FRANK McCOURT: I always wanted to get out because I knew I was born in Brooklyn and my mother always said, we'll all go back to America some day. That was our dream. And our window on the world was the Lyric Cinema in Limerick, where we'd go over on a Saturday afternoon to see Fred dancing and Cagney--Cagney going to jail into the electric--the execution chamber. So we knew we were going to get out. That was our dream.

ELIZABETH FARNSWORTH: You've sold the paperback rights for $1 million. How does it feel to be rich now, after so much poverty?

FRANK McCOURT: How does it feel? I feel very nervous to have to write another book. Kind of an addiction, that book two is a continuation of book one. All the money in the world won't help me to write that book.

ELIZABETH FARNSWORTH: It's a continuation with you starting at age nineteen and going forward.

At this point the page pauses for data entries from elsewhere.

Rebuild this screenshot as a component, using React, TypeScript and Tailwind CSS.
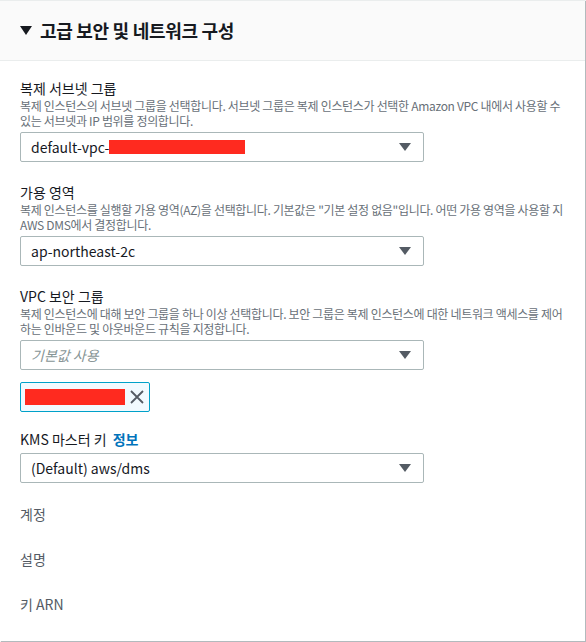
const Caret = () => (
  <svg width="12" height="8" viewBox="0 0 12 8" className="shrink-0">
    <path d="M0 0h12L6 8z" fill="#545b64" />
  </svg>
)

const Field = ({ label, desc, children }: { label: React.ReactNode; desc?: string; children?: React.ReactNode }) => (
  <div className="flex flex-col">
    <div className="text-[14px] leading-[20px] text-[#16191f]">{label}</div>
    {desc && <div className="text-[12px] leading-[15px] text-[#687078] tracking-[-0.32px]">{desc}</div>}
    {children}
  </div>
)

const Select = ({ children, placeholder }: { children: React.ReactNode; placeholder?: boolean }) => (
  <div className="mt-[4px] w-[404px] h-[30px] border border-[#aab7b8] rounded-[2px] bg-white flex items-center justify-between pl-[10px] pr-[12px]">
    <span className={placeholder ? "text-[14px] italic text-[#879596]" : "text-[14px] text-[#16191f]"}>{children}</span>
    <Caret />
  </div>
)

export default function App() {
  return (
    <div
      className="w-[586px] h-[642px] bg-white overflow-hidden"
      style={{ fontFamily: '"Noto Sans CJK KR", "Noto Sans", sans-serif' }}
    >
      <div className="w-[585px] h-[641px] bg-white border-t border-[#eaeded] shadow-[1px_1px_1px_0_rgba(0,28,36,0.3)]">
        {/* header */}
        <div className="h-[60px] bg-[#fafafa] border-b border-[#eaeded] flex items-center px-[20px] gap-[8px]">
          <svg width="12" height="9" viewBox="0 0 12 9">
            <path d="M0 0h12L6 9z" fill="#16191f" />
          </svg>
          <span className="text-[18px] font-bold text-[#16191f] tracking-[-0.3px]">고급 보안 및 네트워크 구성</span>
        </div>

        <div className="px-[20px] pt-[17px] flex flex-col gap-[20px]">
          <Field
            label="복제 서브넷 그룹"
            desc="복제 인스턴스의 서브넷 그룹을 선택합니다. 서브넷 그룹은 복제 인스턴스가 선택한 Amazon VPC 내에서 사용할 수 있는 서브넷과 IP 범위를 정의합니다."
          >
            <Select>
              <span className="flex items-center">
                default-vpc-
                <span className="inline-block w-[136px] h-[14px] bg-[#ff2a1f]" />
              </span>
            </Select>
          </Field>

          <Field
            label="가용 영역"
            desc={'복제 인스턴스를 실행할 가용 영역(AZ)을 선택합니다. 기본값은 "기본 설정 없음"입니다. 어떤 가용 영역을 사용할 지 AWS DMS에서 결정합니다.'}
          >
            <Select>ap-northeast-2c</Select>
          </Field>

          <Field
            label="VPC 보안 그룹"
            desc="복제 인스턴스에 대해 보안 그룹을 하나 이상 선택합니다. 보안 그룹은 복제 인스턴스에 대한 네트워크 액세스를 제어하는 인바운드 및 아웃바운드 규칙을 지정합니다."
          >
            <Select placeholder>기본값 사용</Select>
            <div className="mt-[12px] w-[130px] h-[30px] border border-[#00a1c9] rounded-[2px] bg-[#f1faff] flex items-center pl-[4px] gap-[4px]">
              <span className="w-[100px] h-[16px] bg-[#ff2a1f]" />
              <svg width="16" height="16" viewBox="0 0 16 16">
                <path d="M2 2l12 12M14 2L2 14" stroke="#545b64" strokeWidth="1.8" />
              </svg>
            </div>
          </Field>

          <div className="-mt-[3px]">
            <Field
              label={
                <span>
                  KMS 마스터 키 <span className="ml-[3px] font-bold text-[#0073bb]">정보</span>
                </span>
              }
            >
              <Select>(Default) aws/dms</Select>
            </Field>
          </div>

          <div className="flex flex-col gap-[25px] pt-[1px] text-[14px] leading-[20px] text-[#545b64]">
            <div>계정</div>
            <div>설명</div>
            <div>키 ARN</div>
          </div>
        </div>
      </div>
    </div>
  )
}
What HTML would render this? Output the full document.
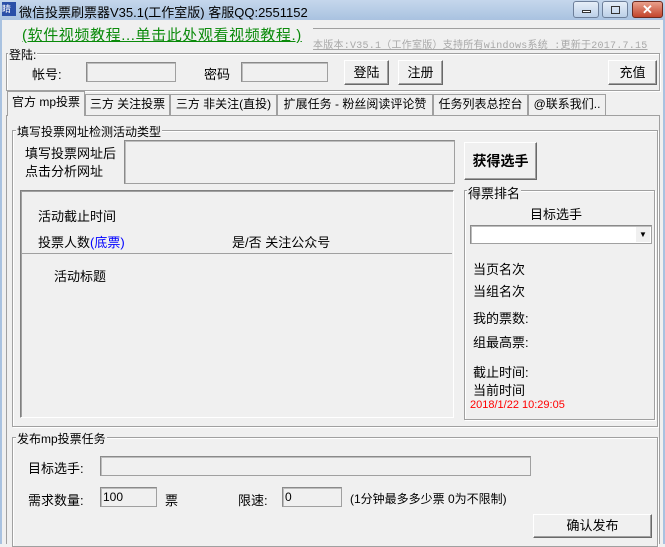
<!DOCTYPE html>
<html><head><meta charset="utf-8"><style>
*{box-sizing:border-box;margin:0;padding:0}
body{width:665px;height:544px;overflow:hidden;background:#f0f0f0;font-family:"Liberation Sans","Noto Sans CJK SC","WenQuanYi Zen Hei",sans-serif;font-size:12px;color:#000;position:relative}
.a{position:absolute;white-space:nowrap}
.tb{left:0;top:0;width:665px;height:20px;background:linear-gradient(#c5d7ec,#a9c2e0)}
.inp{position:absolute;background:#f0f0f0;border:1px solid #a0a0a0;border-top-color:#8a8a8a;border-left-color:#8a8a8a;box-shadow:inset 1px 1px 0 #bdbdbd}
.btn{position:absolute;background:#f0f0f0;border:1px solid;border-color:#fff #696969 #696969 #fff;box-shadow:inset -1px -1px 0 #a0a0a0;text-align:center;font-size:13px}
.grp{position:absolute;border:1px solid #a0a0a0;box-shadow:1px 1px 0 #fff,inset 1px 1px 0 #fff}
.gl{position:absolute;background:#f0f0f0;padding:0 1px;font-size:12px;top:-8px;left:5px}
.tab{position:absolute;top:94px;height:21px;border:1px solid #a0a0a0;border-bottom:none;background:#f0f0f0;text-align:center;line-height:19px;font-size:12px}
.wb{position:absolute;top:1px;height:17px;border:1px solid #6d7f9a;border-radius:3px;background:linear-gradient(#e6eef8,#bcd0e8)}
</style></head><body>
<div class="a tb"></div>
<div class="a" style="left:2px;top:2px;width:14px;height:14px;background:#2a4fa8;color:#fff;font-size:9px;line-height:14px">睛</div>
<div class="a" style="left:19px;top:2px;font-size:13px">微信投票刷票器V35.1(工作室版) 客服QQ:2551152</div>
<div class="wb" style="left:573px;width:26px"><div style="position:absolute;left:8px;top:8px;width:9px;height:3px;border:1px solid #333;background:#fff"></div></div>
<div class="wb" style="left:602px;width:26px"><div style="position:absolute;left:8px;top:4px;width:9px;height:8px;border:1px solid #333"></div></div>
<div class="wb" style="left:632px;width:31px;background:linear-gradient(#e9a08c,#c2452c);border-color:#6b2a20;color:#fff;font-weight:bold;text-align:center;line-height:15px;font-size:13px">✕</div>
<div class="a" style="left:0;top:20px;width:2px;height:524px;background:#a9c2e0"></div>
<div class="a" style="left:663px;top:20px;width:2px;height:524px;background:#a9c2e0"></div>

<div class="a" style="left:22px;top:24px;font-size:15px;letter-spacing:0.6px;color:#0a8a0a;text-decoration:underline">(软件视频教程...单击此处观看视频教程.)</div>
<div class="a" style="left:313px;top:28px;width:347px;height:1px;background:#a0a0a0"></div>
<div class="a" style="left:313px;top:36px;font-size:10px;letter-spacing:0.25px;color:#a8a8a8;text-decoration:underline;font-family:'Liberation Mono','Noto Sans CJK SC',monospace">本版本:V35.1（工作室版）支持所有windows系统 :更新于2017.7.15</div>

<div class="grp" style="left:6px;top:53px;width:654px;height:38px"><span class="gl" style="left:1px">登陆:</span></div>
<div class="a" style="left:32px;top:64px;font-size:13px">帐号:</div>
<div class="inp" style="left:86px;top:62px;width:90px;height:20px"></div>
<div class="a" style="left:204px;top:64px;font-size:13px">密码</div>
<div class="inp" style="left:241px;top:62px;width:87px;height:20px"></div>
<div class="btn" style="left:344px;top:60px;width:45px;height:25px;line-height:23px">登陆</div>
<div class="btn" style="left:398px;top:60px;width:45px;height:25px;line-height:23px">注册</div>
<div class="btn" style="left:608px;top:60px;width:49px;height:25px;line-height:23px">充值</div>

<div class="a" style="left:6px;top:115px;width:654px;height:429px;border:1px solid #a0a0a0;border-bottom:none"></div>
<div class="tab" style="left:85px;width:85px">三方 关注投票</div>
<div class="tab" style="left:170px;width:107px">三方 非关注(直投)</div>
<div class="tab" style="left:277px;width:156px">扩展任务 - 粉丝阅读评论赞</div>
<div class="tab" style="left:433px;width:95px">任务列表总控台</div>
<div class="tab" style="left:528px;width:78px">@联系我们..</div>
<div class="tab" style="left:7px;top:91px;width:78px;height:25px;line-height:21px;background:#f0f0f0;z-index:2">官方 mp投票</div>

<div class="grp" style="left:12px;top:130px;width:646px;height:297px"><span class="gl" style="left:3px">填写投票网址检测活动类型</span></div>
<div class="a" style="left:25px;top:145px;line-height:18px;font-size:13px">填写投票网址后<br>点击分析网址</div>
<div class="inp" style="left:124px;top:140px;width:331px;height:44px"></div>
<div class="btn" style="left:464px;top:142px;width:73px;height:38px;line-height:36px;font-weight:bold;font-size:14px">获得选手</div>

<div class="a" style="left:20px;top:190px;width:434px;height:228px;border:1px solid;border-color:#808080 #fff #fff #808080;box-shadow:inset 1px 1px 0 #a0a0a0"></div>
<div class="a" style="left:22px;top:253px;width:430px;height:1px;background:#a0a0a0"></div>
<div class="a" style="left:38px;top:206px;font-size:13px">活动截止时间</div>
<div class="a" style="left:38px;top:232px;font-size:13px">投票人数<span style="color:#0000ff">(底票)</span></div>
<div class="a" style="left:232px;top:232px;font-size:13px">是/否 关注公众号</div>
<div class="a" style="left:54px;top:266px;font-size:13px">活动标题</div>

<div class="grp" style="left:464px;top:190px;width:191px;height:230px"><span class="gl" style="left:2px;font-size:13px">得票排名</span></div>
<div class="a" style="left:530px;top:204px;font-size:13px">目标选手</div>
<div class="inp" style="left:470px;top:225px;width:182px;height:19px;background:#fff"><div style="position:absolute;right:1px;top:1px;width:14px;height:15px;background:#f0f0f0;font-size:8px;text-align:center;line-height:15px">▼</div></div>
<div class="a" style="left:473px;top:259px;font-size:13px">当页名次</div>
<div class="a" style="left:473px;top:281px;font-size:13px">当组名次</div>
<div class="a" style="left:473px;top:308px;font-size:13px">我的票数:</div>
<div class="a" style="left:473px;top:332px;font-size:13px">组最高票:</div>
<div class="a" style="left:473px;top:362px;font-size:13px">截止时间:</div>
<div class="a" style="left:473px;top:380px;font-size:13px">当前时间</div>
<div class="a" style="left:470px;top:399px;font-size:11px;color:#f00">2018/1/22 10:29:05</div>

<div class="grp" style="left:12px;top:437px;width:646px;height:110px"><span class="gl" style="left:3px">发布mp投票任务</span></div>
<div class="a" style="left:28px;top:458px;font-size:13px">目标选手:</div>
<div class="inp" style="left:100px;top:456px;width:431px;height:20px"></div>
<div class="a" style="left:28px;top:490px;font-size:13px">需求数量:</div>
<div class="inp" style="left:100px;top:487px;width:57px;height:20px;padding-left:2px;line-height:18px">100</div>
<div class="a" style="left:165px;top:490px;font-size:13px">票</div>
<div class="a" style="left:238px;top:490px;font-size:13px">限速:</div>
<div class="inp" style="left:282px;top:487px;width:60px;height:20px;padding-left:2px;line-height:18px">0</div>
<div class="a" style="left:350px;top:490px;font-size:12px">(1分钟最多多少票 0为不限制)</div>
<div class="btn" style="left:533px;top:514px;width:119px;height:24px;line-height:22px">确认发布</div>
</body></html>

FRANK McCOURT: What a fool I was, how damaged I was by my childhood because I knew nothing. I knew nothing about women, sex. I didn't know anything about civilized behavior. I barely knew the difference between a knife and a fork. I went into an automat--I walked in my first time, and they had a steam table, and I said, I'll have one of those. The lady says, "What?". I said, "One of those sausages." She said, "Oh, yeah, hot dog. Well, what do you want on it?". I said, "Some of that." "Gravy?" "Yeah." She thought that was very amusing, and everybody at the steam table laughed. So I was embarrassed. And this is how I picked my way through American civilization.

ELIZABETH FARNSWORTH: Well, good luck with your next book. And Frank McCourt, thanks for being with us.

FRANK McCOURT: Thank you, Elizabeth. Thank you very much.